Friday 29 March 2013

Friday 29th March 2013

Liam is in the police station.

Ava gets a threat in the mail. DUN DUN DUN!

Bianca tells Liam she grassed him up and the interview begins!

Dexter Fletcher is fretting over his mother but she insists she doesn't need a bodyguard.

The Walford PD try to interview Liam but they've got Bianca shouting the odds BECAUSE SHOUTING EQUALS DRAMA! Thankfully, Liam wants someone that isn't the gingah whingah.

Lest that doesn't set your pulse racing, it's back to THE CAKE WARS! More heart pounding action than anyone can handle as Ian tells Denise his plans.

The police try to get some answers out of Liam but he ain't a snitch, guvnah!

DA YOUFFFFFFFF apparently all got bailed without charge and so Liam runs off to kiss and make-up with Kane. Aww, young love!

The car crash of Ava and Billy Idiot continues. Yawn.

Bianca needs to get to the estate - how far away is this estate? Oh, right - as far away as the plot needs it to be. This seems fairly ridiculous as Liam is there in a trice, IMMEDIATELY meeting up with DA YOUFF. Goodness, it's like trying to find a needless in a haystack... except the needle is made of a ferrous material and you've got a GIGANTIC ELECTROMAGNET.

Sharon - insufferable person she is - has decided as the world revolves around her, that the most reasonable thing to do due to her busy day (scoff!) is to move the cake tasting FORWARD... Oh, that's not asinine at all! This flusters Ian and he has to rush off to get icing sugar... but Jean gets the last box, she even suggests he go to a supermarket. That's really where you should do all your shopping to be fair.

Ian then launches into a speech about how Jean should understand him going nanners because she's the village mad woman. He seems extremely contrite... which runs in direct contrast to how he was last night when one could be forgiven for thinking he'd regressed to the Ian Beale of yore.

Billy Idiot tells his sob story to Ava but is interrupted by the arrival of Dexter Fletcher, who updates his mother on Liam's incredible teleportation to the estate where he was able to almost INSTANTLY be found by the gang, who were then instantly found by him... a lot of coincidences, eh? Billy Idiot then offers his help and Dexter Fletcher gives him a look akin to something you'd scrape off your shoe... which is really a look he should get every waking moment.

Bianca is now on the estate and trying to call the bluff of Kane's mad dog father... before we see if he'd break her arm, Misery Guts Carol appears to call her away.

Liam and the gang are now in a playground as Kane appears, looking none too happy. They try to generate tension but utterly fail, even as they all circle around them and Bianca runs down stairs... wow, even when Liam gets stabbed it's pretty dull.

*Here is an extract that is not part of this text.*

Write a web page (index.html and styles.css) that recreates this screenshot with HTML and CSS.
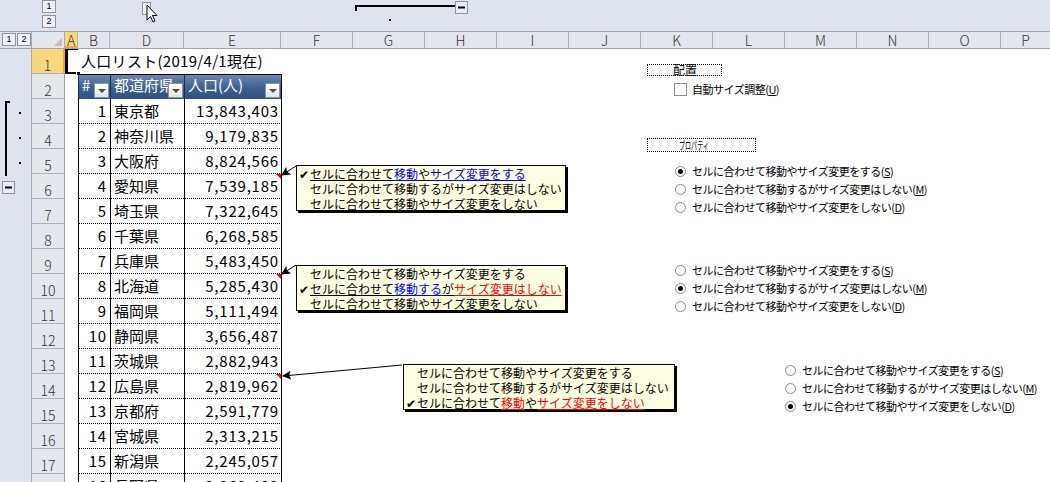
FILE: index.html
```html
<!DOCTYPE html>
<html lang="ja">
<head>
<meta charset="utf-8">
<title>人口リスト</title>
<link rel="stylesheet" href="styles.css">
</head>
<body>
<div class="app">
  <div class="otop">
    <div class="otop-gap"></div>
    <div class="otop-lv">
      <div class="lvbtn">1</div>
      <div class="lvbtn">2</div>
    </div>
    <svg class="otop-svg" width="985" height="31" viewBox="0 0 985 31">
      <rect x="77.5" y="2.5" width="8" height="12" fill="#eef0f5" stroke="#8e939c"/>
      <path d="M82 5 L82 20 L85.5 16.5 L88 22 L90 21 L87.5 15.5 L92 15.5 Z" fill="#fff" stroke="#000" stroke-width="1" stroke-linejoin="round"/>
      <rect x="290" y="5" width="2" height="6" fill="#000"/>
      <rect x="290" y="5" width="100" height="2" fill="#000"/>
      <rect x="390.5" y="1.5" width="12" height="12" fill="#e9ecf2" stroke="#8e939c"/>
      <rect x="393" y="6.5" width="7" height="2" fill="#000"/>
      <rect x="324" y="19" width="2" height="2" fill="#000"/>
    </svg>
  </div>

  <div class="chead">
    <div class="ch-lv">
      <div class="lvbtn h">1</div>
      <div class="lvbtn h">2</div>
    </div>
    <div class="ch-corner"><span class="corner-tri"></span></div>
    <div class="ch w-a sel">A</div>
    <div class="ch w-b">B</div>
    <div class="ch w-d">D</div>
    <div class="ch w-e">E</div>
    <div class="ch w-n">F</div>
    <div class="ch w-n">G</div>
    <div class="ch w-n">H</div>
    <div class="ch w-n">I</div>
    <div class="ch w-n">J</div>
    <div class="ch w-n">K</div>
    <div class="ch w-n">L</div>
    <div class="ch w-n">M</div>
    <div class="ch w-n">N</div>
    <div class="ch w-n">O</div>
    <div class="ch w-n last">P</div>
  </div>

  <div class="main">
    <div class="ogut">
      <svg class="ogut-svg" width="31" height="160" viewBox="0 0 31 160">
        <rect x="5" y="52" width="2" height="75" fill="#000"/>
        <rect x="5" y="52" width="5" height="2" fill="#000"/>
        <rect x="19" y="63" width="2" height="2" fill="#000"/>
        <rect x="19" y="88" width="2" height="2" fill="#000"/>
        <rect x="19" y="113" width="2" height="2" fill="#000"/>
        <rect x="2.5" y="132.5" width="12" height="12" fill="#e9ecf2" stroke="#8e939c"/>
        <rect x="5" y="137.5" width="7" height="2" fill="#000"/>
      </svg>
    </div>

    <div class="rhead">
      <div class="rh sel">1</div>
      <div class="rh">2</div>
      <div class="rh">3</div>
      <div class="rh">4</div>
      <div class="rh">5</div>
      <div class="rh">6</div>
      <div class="rh">7</div>
      <div class="rh">8</div>
      <div class="rh">9</div>
      <div class="rh">10</div>
      <div class="rh">11</div>
      <div class="rh">12</div>
      <div class="rh">13</div>
      <div class="rh">14</div>
      <div class="rh">15</div>
      <div class="rh">16</div>
      <div class="rh">17</div>
      <div class="rh">18</div>
    </div>

    <div class="sheet">
      <div class="r">
        <div class="c w-a cursor-cell"><span class="fill-handle"></span></div>
        <div class="c title">人口リスト(2019/4/1現在)</div>
      </div>
      <div class="r">
        <div class="c w-a"></div>
        <div class="c w-b th">#<span class="dd"></span></div>
        <div class="c w-d th">都道府県<span class="dd"></span></div>
        <div class="c w-e th last">人口(人)<span class="dd"></span></div>
      </div>
      <div class="r"><div class="c w-a"></div><div class="c w-b td num">1</div><div class="c w-d td">東京都</div><div class="c w-e td num last">13,843,403</div></div>
      <div class="r"><div class="c w-a"></div><div class="c w-b td num">2</div><div class="c w-d td">神奈川県</div><div class="c w-e td num last">9,179,835</div></div>
      <div class="r"><div class="c w-a"></div><div class="c w-b td num">3</div><div class="c w-d td">大阪府</div><div class="c w-e td num last">8,824,566</div></div>
      <div class="r"><div class="c w-a"></div><div class="c w-b td num">4</div><div class="c w-d td">愛知県</div><div class="c w-e td num last cmt">7,539,185</div></div>
      <div class="r"><div class="c w-a"></div><div class="c w-b td num">5</div><div class="c w-d td">埼玉県</div><div class="c w-e td num last">7,322,645</div></div>
      <div class="r"><div class="c w-a"></div><div class="c w-b td num">6</div><div class="c w-d td">千葉県</div><div class="c w-e td num last">6,268,585</div></div>
      <div class="r"><div class="c w-a"></div><div class="c w-b td num">7</div><div class="c w-d td">兵庫県</div><div class="c w-e td num last">5,483,450</div></div>
      <div class="r"><div class="c w-a"></div><div class="c w-b td num">8</div><div class="c w-d td">北海道</div><div class="c w-e td num last cmt">5,285,430</div></div>
      <div class="r"><div class="c w-a"></div><div class="c w-b td num">9</div><div class="c w-d td">福岡県</div><div class="c w-e td num last">5,111,494</div></div>
      <div class="r"><div class="c w-a"></div><div class="c w-b td num">10</div><div class="c w-d td">静岡県</div><div class="c w-e td num last">3,656,487</div></div>
      <div class="r"><div class="c w-a"></div><div class="c w-b td num">11</div><div class="c w-d td">茨城県</div><div class="c w-e td num last">2,882,943</div></div>
      <div class="r"><div class="c w-a"></div><div class="c w-b td num">12</div><div class="c w-d td">広島県</div><div class="c w-e td num last cmt">2,819,962</div></div>
      <div class="r"><div class="c w-a"></div><div class="c w-b td num">13</div><div class="c w-d td">京都府</div><div class="c w-e td num last">2,591,779</div></div>
      <div class="r"><div class="c w-a"></div><div class="c w-b td num">14</div><div class="c w-d td">宮城県</div><div class="c w-e td num last">2,313,215</div></div>
      <div class="r"><div class="c w-a"></div><div class="c w-b td num">15</div><div class="c w-d td">新潟県</div><div class="c w-e td num last">2,245,057</div></div>
      <div class="r"><div class="c w-a"></div><div class="c w-b td num">16</div><div class="c w-d td">長野県</div><div class="c w-e td num last">2,063,403</div></div>

      <svg class="arrows" width="985" height="433" viewBox="0 0 985 433">
        <defs>
          <marker id="ah" markerWidth="9" markerHeight="9" refX="8" refY="4.5" orient="auto" markerUnits="userSpaceOnUse">
            <path d="M0 0 L9 4.5 L0 9 L2 4.5 Z" fill="#000"/>
          </marker>
        </defs>
        <line x1="231" y1="117" x2="217" y2="126" stroke="#000" stroke-width="1" marker-end="url(#ah)"/>
        <line x1="231" y1="216" x2="217" y2="225" stroke="#000" stroke-width="1" marker-end="url(#ah)"/>
        <line x1="337" y1="316" x2="218" y2="327" stroke="#000" stroke-width="1" marker-end="url(#ah)"/>
      </svg>

      <div class="note n1">
        <div class="nl on"><span class="chk">✔</span><span class="k">セルに合わせて</span><span class="b">移動</span><span class="k">や</span><span class="b">サイズ変更をする</span></div>
        <div class="nl">セルに合わせて移動するがサイズ変更はしない</div>
        <div class="nl">セルに合わせて移動やサイズ変更をしない</div>
      </div>
      <div class="note n2">
        <div class="nl">セルに合わせて移動やサイズ変更をする</div>
        <div class="nl on"><span class="chk">✔</span><span class="k">セルに合わせて</span><span class="b">移動する</span><span class="k">が</span><span class="rd">サイズ変更はしない</span></div>
        <div class="nl">セルに合わせて移動やサイズ変更をしない</div>
      </div>
      <div class="note n3">
        <div class="nl">セルに合わせて移動やサイズ変更をする</div>
        <div class="nl">セルに合わせて移動するがサイズ変更はしない</div>
        <div class="nl on"><span class="chk">✔</span><span class="k">セルに合わせて</span><span class="rd">移動</span><span class="k">や</span><span class="rd">サイズ変更をしない</span></div>
      </div>

      <div class="grp g-haichi"><span>配置</span></div>
      <div class="chkrow"><span class="cbox"></span><span class="ft">自動サイズ調整(<u>U</u>)</span></div>
      <div class="grp g-prop"><span class="narrow">プロパティ</span></div>

      <div class="radios r1">
        <div class="rad"><span class="rb on"></span><span class="ft">セルに合わせて移動やサイズ変更をする(<u>S</u>)</span></div>
        <div class="rad"><span class="rb"></span><span class="ft">セルに合わせて移動するがサイズ変更はしない(<u>M</u>)</span></div>
        <div class="rad"><span class="rb"></span><span class="ft">セルに合わせて移動やサイズ変更をしない(<u>D</u>)</span></div>
      </div>
      <div class="radios r2">
        <div class="rad"><span class="rb"></span><span class="ft">セルに合わせて移動やサイズ変更をする(<u>S</u>)</span></div>
        <div class="rad"><span class="rb on"></span><span class="ft">セルに合わせて移動するがサイズ変更はしない(<u>M</u>)</span></div>
        <div class="rad"><span class="rb"></span><span class="ft">セルに合わせて移動やサイズ変更をしない(<u>D</u>)</span></div>
      </div>
      <div class="radios r3">
        <div class="rad"><span class="rb"></span><span class="ft">セルに合わせて移動やサイズ変更をする(<u>S</u>)</span></div>
        <div class="rad"><span class="rb"></span><span class="ft">セルに合わせて移動するがサイズ変更はしない(<u>M</u>)</span></div>
        <div class="rad"><span class="rb on"></span><span class="ft">セルに合わせて移動やサイズ変更をしない(<u>D</u>)</span></div>
      </div>
    </div>
  </div>
</div>
</body>
</html>
```
FILE: styles.css
```css
* { box-sizing: border-box; margin: 0; padding: 0; }
html, body { width: 1050px; height: 482px; overflow: hidden; background: #fff; }
body { font-family: "Noto Sans CJK JP", "Noto Sans", sans-serif; color: #000; }

.app { width: 1050px; height: 482px; display: flex; flex-direction: column; overflow: hidden; }

/* top outline area */
.otop { height: 31px; flex: none; display: flex; background: #dfe3ee; }
.otop-gap { width: 31px; flex: none; }
.otop-lv { width: 34px; flex: none; display: flex; flex-direction: column; gap: 2px; padding-left: 11px; }
.otop-svg { display: block; flex: none; }

.lvbtn {
  width: 14px; height: 13px; border: 1px solid #8e939c; background: #eef0f5;
  font: 9px/11px "Liberation Sans", sans-serif; text-align: center; color: #000;
}
.lvbtn.h { width: 14px; height: 13px; }

/* column header row */
.chead {
  height: 18px; flex: none; display: flex;
  border-top: 1px solid #9ea4ae; border-bottom: 1px solid #9ea4ae;
  background: #e3e6ec;
}
.ch-lv { width: 31px; flex: none; display: flex; gap: 1px; padding: 1px 0 0 2px; background: #dfe3ee; }
.ch-corner { width: 34px; flex: none; position: relative; border-left: 1px solid #a6acb6; border-right: 1px solid #a6acb6; }
.corner-tri {
  position: absolute; right: 2px; bottom: 2px; width: 0; height: 0;
  border-left: 8px solid transparent; border-bottom: 8px solid #b9bec8;
}
.ch {
  flex: none; height: 100%; border-right: 1px solid #abb1bb;
  font-size: 14px; line-height: 17px; color: #333; text-align: center; font-weight: 300;
}
.ch.sel { background: #f9d77a; border-bottom: 2px solid #f0a640; line-height: 16px; }
.ch.last { flex: 1; border-right: none; }

.w-a { width: 13px; }
.w-b { width: 32px; }
.w-d { width: 74px; }
.w-e { width: 97px; }
.w-n { width: 72px; }

/* main */
.main { flex: 1; display: flex; min-height: 0; }
.ogut { width: 31px; flex: none; background: #dfe3ee; }
.ogut-svg { display: block; }

.rhead { width: 34px; flex: none; background: #e4e7ec; border-left: 1px solid #a6acb6; border-right: 1px solid #9aa0aa; }
.rh {
  height: 25px; border-bottom: 1px solid #abb1bb;
  font-size: 14px; line-height: 20px; padding-top: 6px; text-align: center; color: #333; font-weight: 300;
}
.rh.sel { background: #f9d77a; border-right: 2px solid #f0a640; margin-right: -1px; }

.sheet { flex: 1; position: relative; min-width: 0; }
.r { display: flex; height: 25px; }
.c { flex: none; height: 25px; }
.w-e.c { width: 98px; }

.cursor-cell { position: relative; border-left: 3px solid #000; border-bottom: 2px solid #000; border-top: 1px solid #000; }
.fill-handle { position: absolute; right: -3px; bottom: -4px; width: 5px; height: 5px; background: #000; border: 1px solid #fff; }

.title { font-size: 15px; line-height: 24px; padding-left: 3px; white-space: nowrap; letter-spacing: 0.3px; }

.th {
  position: relative;
  background: linear-gradient(#6a89b3, #3c5f8d 55%, #2e5180);
  color: #fff; font-size: 15px; line-height: 20px; padding-left: 3px;
  border-top: 1px solid #000; border-left: 1px solid #1b2f4c; white-space: nowrap; overflow: hidden;
}
.th.last { border-right: 1px solid #000; }
.dd {
  position: absolute; right: 1px; bottom: 1px; width: 15px; height: 15px;
  background: linear-gradient(#ffffff, #dfe3e8); border: 1px solid #8c939d;
}
.dd::after {
  content: ""; position: absolute; left: 3px; top: 5px; width: 0; height: 0;
  border-left: 4px solid transparent; border-right: 4px solid transparent; border-top: 4px solid #4d4d4d;
}

.td {
  font-size: 15px; line-height: 24px; border-left: 1px solid #000; border-bottom: 1px dotted #000;
  padding-left: 3px; white-space: nowrap; position: relative;
}
.td.num { text-align: right; padding-right: 3px; padding-left: 0; letter-spacing: 0.8px; }
.td.last { border-right: 1px solid #000; padding-right: 2px; }
.cmt::after {
  content: ""; position: absolute; top: 0; right: 0; width: 0; height: 0;
  border-top: 5px solid #f00; border-left: 5px solid transparent;
}

/* comments */
.arrows { position: absolute; left: 0; top: 0; pointer-events: none; }
.note {
  position: absolute; width: 270px; height: 46px; background: #ffffe1;
  border: 1px solid #000; box-shadow: 2px 2px 0 #000;
  font-size: 12px; line-height: 15px; padding-left: 13px; white-space: nowrap;
}
.n1 { left: 231px; top: 116px; }
.n2 { left: 231px; top: 216px; }
.n3 { left: 338px; top: 315px; width: 272px; }
.nl { height: 15px; }
.nl.on { margin-left: -11px; }
.chk { display: inline-block; width: 11px; font-family: "DejaVu Sans", sans-serif; font-size: 12px; font-weight: 700; line-height: 15px; }
.k { text-decoration: underline; }
.b { color: #0000ff; text-decoration: underline; }
.rd { color: #ff0000; text-decoration: underline; }

/* form controls */
.grp { position: absolute; border: 1px dotted #000; font-size: 12px; line-height: 10px; white-space: nowrap; }
.g-haichi { left: 582px; top: 15px; width: 75px; height: 12px; padding-left: 25px; }
.g-prop { left: 582px; top: 89px; width: 109px; height: 14px; padding-left: 31px; line-height: 12px; }
.narrow { display: inline-block; font-size: 11px; transform: scaleX(0.55); transform-origin: 0 50%; }

.chkrow { position: absolute; left: 609px; top: 32px; display: flex; align-items: center; gap: 5px; }
.cbox { width: 13px; height: 13px; border: 1px solid #8a8a8a; background: #fff; }
.ft { font-size: 11px; line-height: 16px; letter-spacing: -0.5px; white-space: nowrap; }

.radios { position: absolute; display: flex; flex-direction: column; }
.r1 { left: 610px; top: 113px; }
.r2 { left: 610px; top: 212px; }
.r3 { left: 720px; top: 312px; }
.rad { height: 18px; display: flex; align-items: center; gap: 6px; }
.rb { width: 11px; height: 11px; border: 1px solid #8a8a8a; border-radius: 50%; background: #fff; position: relative; flex: none; }
.rb.on::after { content: ""; position: absolute; left: 2px; top: 2px; width: 5px; height: 5px; border-radius: 50%; background: #000; }
```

To add to the dull - Denise is getting stood up by Ian due to CAKE WARS!

The Butcher boy is now in the hospital and blames Bianca for his predicament... eh, with the ginger whinger as your mother you're pretty much playing Russian roulette with only one chamber empty.

As the Cake Wars drag on, Sharon likes Ian's cake but he's suspicious that Jean has thrown the contest.

Bianca decides to vent her frustration on a vending machine and then a security guard. If there's a problem she can't make worse by shouting at it, she hasn't found it! Fortunately, Ava intercedes.

The Cake Wars are finally over and Ian gracefully invites Jean to help him with the buffet.

Sadly, Liam is going to be fine... and Misery Guts Carol says the most ridiculous thing ever... the police can protect Liam 24/7, or at least that's the direct implication of her words. Uh, no. No they can't. The real police couldn't do that and the Walford police is orders of magnitude more inept.

Denise being well aware of Ian's mental health concerns decides the best way to react to him being late for their lunch date is to shove cake in his face... Young at heart? Are all the women trying their best to act like petulant children? All it takes is a grovelling apology and bribery for him to win his heart back into her affections... after all, it's not as if that was a colossal over-reaction or anything! It really does seem as if the Crayon Crew will not rest until women are chained to the stove and can no longer vote.

Bianca does some crying - because crying also equals drama - and then one of Walford's finest shows up to tell her getting stabbed will change Liam's mind.

Ava returns home to find her place has been trashed. Dexter Fletcher is OK but he says they need to leave the ghetto.

Finally we have Bianca telling Liam he started this and he needs to end it and then she walks out to have a cry because crying is dramatic! You know, for an episode where someone was stabbed this really would have had to work hard to be more tedious and lacklustre.